## YOUR INSTRUCTIONS
Search the data for the word "index" and copy every line where it occurs.

## LISTED ENTRIES
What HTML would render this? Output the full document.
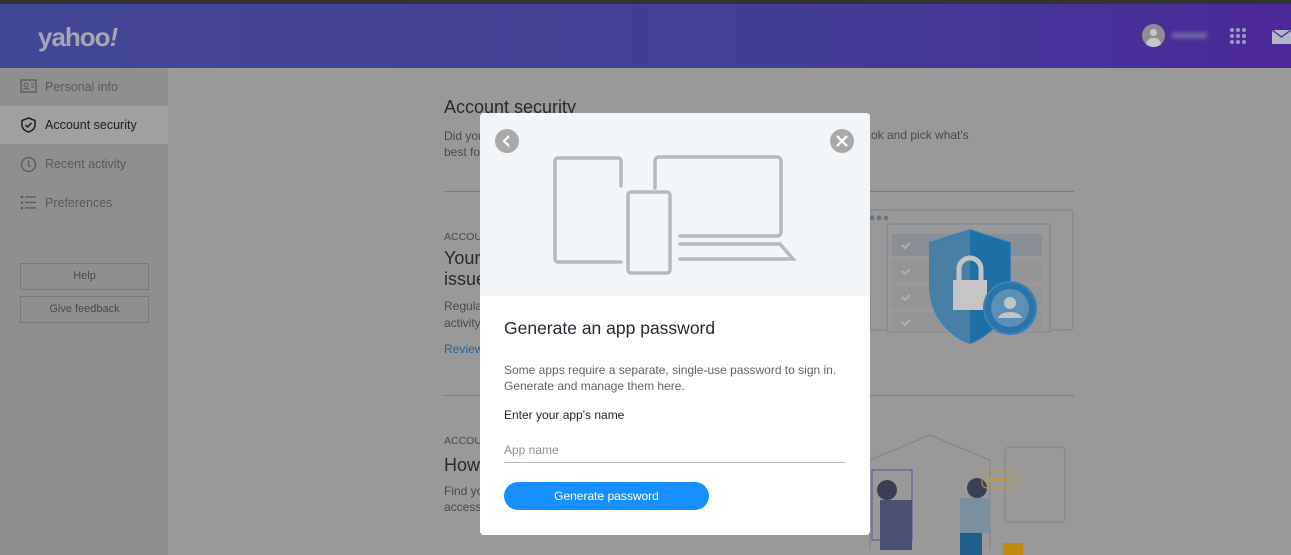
--
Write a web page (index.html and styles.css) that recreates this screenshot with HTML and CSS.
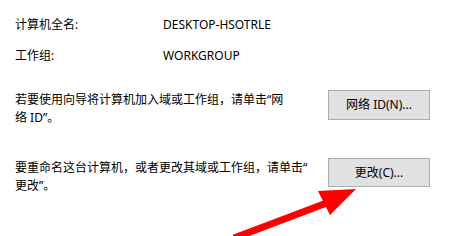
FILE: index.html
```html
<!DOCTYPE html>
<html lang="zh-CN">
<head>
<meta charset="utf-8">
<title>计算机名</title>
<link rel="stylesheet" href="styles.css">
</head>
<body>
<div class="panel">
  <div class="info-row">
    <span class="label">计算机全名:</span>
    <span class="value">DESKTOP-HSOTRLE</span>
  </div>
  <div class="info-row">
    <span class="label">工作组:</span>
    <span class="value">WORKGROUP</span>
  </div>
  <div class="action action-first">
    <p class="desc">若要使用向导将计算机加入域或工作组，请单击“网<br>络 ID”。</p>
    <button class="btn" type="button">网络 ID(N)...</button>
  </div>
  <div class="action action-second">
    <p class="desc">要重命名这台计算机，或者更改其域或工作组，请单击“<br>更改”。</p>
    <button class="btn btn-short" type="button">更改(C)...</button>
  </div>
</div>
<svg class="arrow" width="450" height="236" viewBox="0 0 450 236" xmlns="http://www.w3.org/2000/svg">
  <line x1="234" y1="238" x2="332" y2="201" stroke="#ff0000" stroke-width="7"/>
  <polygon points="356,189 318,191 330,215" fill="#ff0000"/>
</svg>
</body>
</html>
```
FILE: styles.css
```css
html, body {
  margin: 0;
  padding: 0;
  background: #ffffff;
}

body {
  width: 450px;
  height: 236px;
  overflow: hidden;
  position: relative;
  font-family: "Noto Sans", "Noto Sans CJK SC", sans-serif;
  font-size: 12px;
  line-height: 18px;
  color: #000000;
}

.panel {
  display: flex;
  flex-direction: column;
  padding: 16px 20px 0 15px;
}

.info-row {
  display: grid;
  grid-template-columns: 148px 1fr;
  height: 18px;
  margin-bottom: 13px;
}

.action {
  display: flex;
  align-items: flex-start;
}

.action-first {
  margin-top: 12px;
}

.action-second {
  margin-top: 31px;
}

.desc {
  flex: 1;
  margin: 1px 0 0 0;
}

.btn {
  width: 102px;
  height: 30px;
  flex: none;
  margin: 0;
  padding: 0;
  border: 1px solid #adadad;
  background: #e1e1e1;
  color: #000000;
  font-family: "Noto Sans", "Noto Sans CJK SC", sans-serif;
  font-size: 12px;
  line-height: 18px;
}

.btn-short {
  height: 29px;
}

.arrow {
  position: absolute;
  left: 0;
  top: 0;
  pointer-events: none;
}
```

## OUTPUT FOR THIS TASK
Write a web page (index.html and styles.css) that recreates this screenshot with HTML and CSS.
FILE: index.html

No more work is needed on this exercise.